— start of RAW DATA —

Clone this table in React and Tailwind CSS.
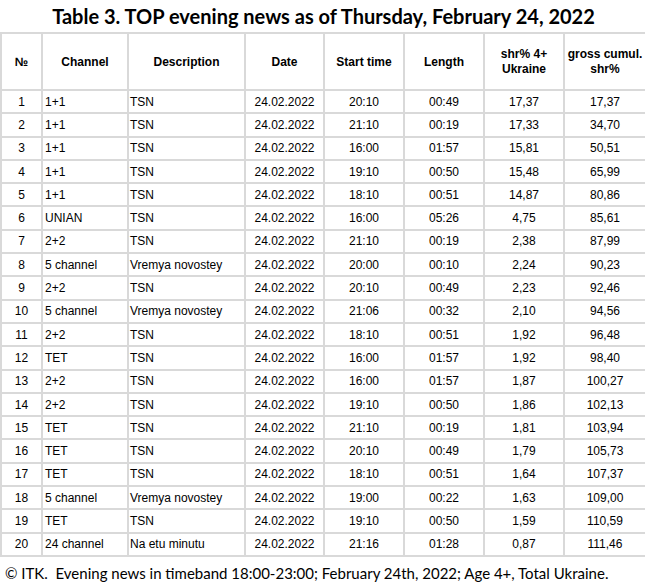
const rows = [
  ["1", "1+1", "TSN", "24.02.2022", "20:10", "00:49", "17,37", "17,37"],
  ["2", "1+1", "TSN", "24.02.2022", "21:10", "00:19", "17,33", "34,70"],
  ["3", "1+1", "TSN", "24.02.2022", "16:00", "01:57", "15,81", "50,51"],
  ["4", "1+1", "TSN", "24.02.2022", "19:10", "00:50", "15,48", "65,99"],
  ["5", "1+1", "TSN", "24.02.2022", "18:10", "00:51", "14,87", "80,86"],
  ["6", "UNIAN", "TSN", "24.02.2022", "16:00", "05:26", "4,75", "85,61"],
  ["7", "2+2", "TSN", "24.02.2022", "21:10", "00:19", "2,38", "87,99"],
  ["8", "5 channel", "Vremya novostey", "24.02.2022", "20:00", "00:10", "2,24", "90,23"],
  ["9", "2+2", "TSN", "24.02.2022", "20:10", "00:49", "2,23", "92,46"],
  ["10", "5 channel", "Vremya novostey", "24.02.2022", "21:06", "00:32", "2,10", "94,56"],
  ["11", "2+2", "TSN", "24.02.2022", "18:10", "00:51", "1,92", "96,48"],
  ["12", "TET", "TSN", "24.02.2022", "16:00", "01:57", "1,92", "98,40"],
  ["13", "2+2", "TSN", "24.02.2022", "16:00", "01:57", "1,87", "100,27"],
  ["14", "2+2", "TSN", "24.02.2022", "19:10", "00:50", "1,86", "102,13"],
  ["15", "TET", "TSN", "24.02.2022", "21:10", "00:19", "1,81", "103,94"],
  ["16", "TET", "TSN", "24.02.2022", "20:10", "00:49", "1,79", "105,73"],
  ["17", "TET", "TSN", "24.02.2022", "18:10", "00:51", "1,64", "107,37"],
  ["18", "5 channel", "Vremya novostey", "24.02.2022", "19:00", "00:22", "1,63", "109,00"],
  ["19", "TET", "TSN", "24.02.2022", "19:10", "00:50", "1,59", "110,59"],
  ["20", "24 channel", "Na etu minutu", "24.02.2022", "21:16", "01:28", "0,87", "111,46"],
];

const cell =
  "border-2 border-[#d9d9d9] p-0 font-['Liberation_Sans',Arial,sans-serif] text-[12px]";

export default function App() {
  return (
    <div className="w-[645px] h-[588px] bg-white text-black overflow-hidden">
      <div className="h-[32px] pt-[4px] text-center text-[20px] font-bold leading-[24px] pl-[2px] font-['Lato','Open_Sans',sans-serif]">
        Table 3. TOP evening news as of Thursday, February 24, 2022
      </div>
      <table className="border-collapse table-fixed w-[645px] leading-[14px] font-['Liberation_Sans',Arial,sans-serif]">
        <colgroup>
          <col className="w-[41px]" />
          <col className="w-[86px]" />
          <col className="w-[117px]" />
          <col className="w-[79px]" />
          <col className="w-[80px]" />
          <col className="w-[80px]" />
          <col className="w-[80px]" />
          <col className="w-[82px]" />
        </colgroup>
        <thead>
          <tr className="h-[57px]">
            <th className={cell + " font-bold text-center"}>№</th>
            <th className={cell + " font-bold text-center"}>Channel</th>
            <th className={cell + " font-bold text-center"}>Description</th>
            <th className={cell + " font-bold text-center"}>Date</th>
            <th className={cell + " font-bold text-center"}>Start time</th>
            <th className={cell + " font-bold text-center"}>Length</th>
            <th className={cell + " font-bold text-center leading-[15px]"}>
              shr% 4+
              <br />
              Ukraine
            </th>
            <th className={cell + " font-bold text-center leading-[15px]"}>
              gross cumul.
              <br />
              shr%
            </th>
          </tr>
        </thead>
        <tbody>
          {rows.map((r) => (
            <tr key={r[0]} className="h-[23.3px]">
              <td className={cell + " text-center"}>{r[0]}</td>
              <td className={cell + " text-left pl-[2px]"}>{r[1]}</td>
              <td className={cell + " text-left pl-[1px]"}>{r[2]}</td>
              <td className={cell + " text-center"}>{r[3]}</td>
              <td className={cell + " text-center"}>{r[4]}</td>
              <td className={cell + " text-center"}>{r[5]}</td>
              <td className={cell + " text-center"}>{r[6]}</td>
              <td className={cell + " text-center"}>{r[7]}</td>
            </tr>
          ))}
        </tbody>
      </table>
      <div className="pl-[5px] pt-[6px] text-[15px] leading-[20px] whitespace-nowrap font-['Lato','Open_Sans',sans-serif]">
        © ITK.&nbsp; Evening news in timeband 18:00-23:00; February 24th, 2022; Age 4+, Total Ukraine.
      </div>
    </div>
  );
}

— end of RAW DATA —

REQUIRED WORK =
Write out the listing above exactly as it stands, pictures excluded.

FULL SOLUTION =
Clone this table in React and Tailwind CSS.
const rows = [
  ["1", "1+1", "TSN", "24.02.2022", "20:10", "00:49", "17,37", "17,37"],
  ["2", "1+1", "TSN", "24.02.2022", "21:10", "00:19", "17,33", "34,70"],
  ["3", "1+1", "TSN", "24.02.2022", "16:00", "01:57", "15,81", "50,51"],
  ["4", "1+1", "TSN", "24.02.2022", "19:10", "00:50", "15,48", "65,99"],
  ["5", "1+1", "TSN", "24.02.2022", "18:10", "00:51", "14,87", "80,86"],
  ["6", "UNIAN", "TSN", "24.02.2022", "16:00", "05:26", "4,75", "85,61"],
  ["7", "2+2", "TSN", "24.02.2022", "21:10", "00:19", "2,38", "87,99"],
  ["8", "5 channel", "Vremya novostey", "24.02.2022", "20:00", "00:10", "2,24", "90,23"],
  ["9", "2+2", "TSN", "24.02.2022", "20:10", "00:49", "2,23", "92,46"],
  ["10", "5 channel", "Vremya novostey", "24.02.2022", "21:06", "00:32", "2,10", "94,56"],
  ["11", "2+2", "TSN", "24.02.2022", "18:10", "00:51", "1,92", "96,48"],
  ["12", "TET", "TSN", "24.02.2022", "16:00", "01:57", "1,92", "98,40"],
  ["13", "2+2", "TSN", "24.02.2022", "16:00", "01:57", "1,87", "100,27"],
  ["14", "2+2", "TSN", "24.02.2022", "19:10", "00:50", "1,86", "102,13"],
  ["15", "TET", "TSN", "24.02.2022", "21:10", "00:19", "1,81", "103,94"],
  ["16", "TET", "TSN", "24.02.2022", "20:10", "00:49", "1,79", "105,73"],
  ["17", "TET", "TSN", "24.02.2022", "18:10", "00:51", "1,64", "107,37"],
  ["18", "5 channel", "Vremya novostey", "24.02.2022", "19:00", "00:22", "1,63", "109,00"],
  ["19", "TET", "TSN", "24.02.2022", "19:10", "00:50", "1,59", "110,59"],
  ["20", "24 channel", "Na etu minutu", "24.02.2022", "21:16", "01:28", "0,87", "111,46"],
];

const cell =
  "border-2 border-[#d9d9d9] p-0 font-['Liberation_Sans',Arial,sans-serif] text-[12px]";

export default function App() {
  return (
    <div className="w-[645px] h-[588px] bg-white text-black overflow-hidden">
      <div className="h-[32px] pt-[4px] text-center text-[20px] font-bold leading-[24px] pl-[2px] font-['Lato','Open_Sans',sans-serif]">
        Table 3. TOP evening news as of Thursday, February 24, 2022
      </div>
      <table className="border-collapse table-fixed w-[645px] leading-[14px] font-['Liberation_Sans',Arial,sans-serif]">
        <colgroup>
          <col className="w-[41px]" />
          <col className="w-[86px]" />
          <col className="w-[117px]" />
          <col className="w-[79px]" />
          <col className="w-[80px]" />
          <col className="w-[80px]" />
          <col className="w-[80px]" />
          <col className="w-[82px]" />
        </colgroup>
        <thead>
          <tr className="h-[57px]">
            <th className={cell + " font-bold text-center"}>№</th>
            <th className={cell + " font-bold text-center"}>Channel</th>
            <th className={cell + " font-bold text-center"}>Description</th>
            <th className={cell + " font-bold text-center"}>Date</th>
            <th className={cell + " font-bold text-center"}>Start time</th>
            <th className={cell + " font-bold text-center"}>Length</th>
            <th className={cell + " font-bold text-center leading-[15px]"}>
              shr% 4+
              <br />
              Ukraine
            </th>
            <th className={cell + " font-bold text-center leading-[15px]"}>
              gross cumul.
              <br />
              shr%
            </th>
          </tr>
        </thead>
        <tbody>
          {rows.map((r) => (
            <tr key={r[0]} className="h-[23.3px]">
              <td className={cell + " text-center"}>{r[0]}</td>
              <td className={cell + " text-left pl-[2px]"}>{r[1]}</td>
              <td className={cell + " text-left pl-[1px]"}>{r[2]}</td>
              <td className={cell + " text-center"}>{r[3]}</td>
              <td className={cell + " text-center"}>{r[4]}</td>
              <td className={cell + " text-center"}>{r[5]}</td>
              <td className={cell + " text-center"}>{r[6]}</td>
              <td className={cell + " text-center"}>{r[7]}</td>
            </tr>
          ))}
        </tbody>
      </table>
      <div className="pl-[5px] pt-[6px] text-[15px] leading-[20px] whitespace-nowrap font-['Lato','Open_Sans',sans-serif]">
        © ITK.&nbsp; Evening news in timeband 18:00-23:00; February 24th, 2022; Age 4+, Total Ukraine.
      </div>
    </div>
  );
}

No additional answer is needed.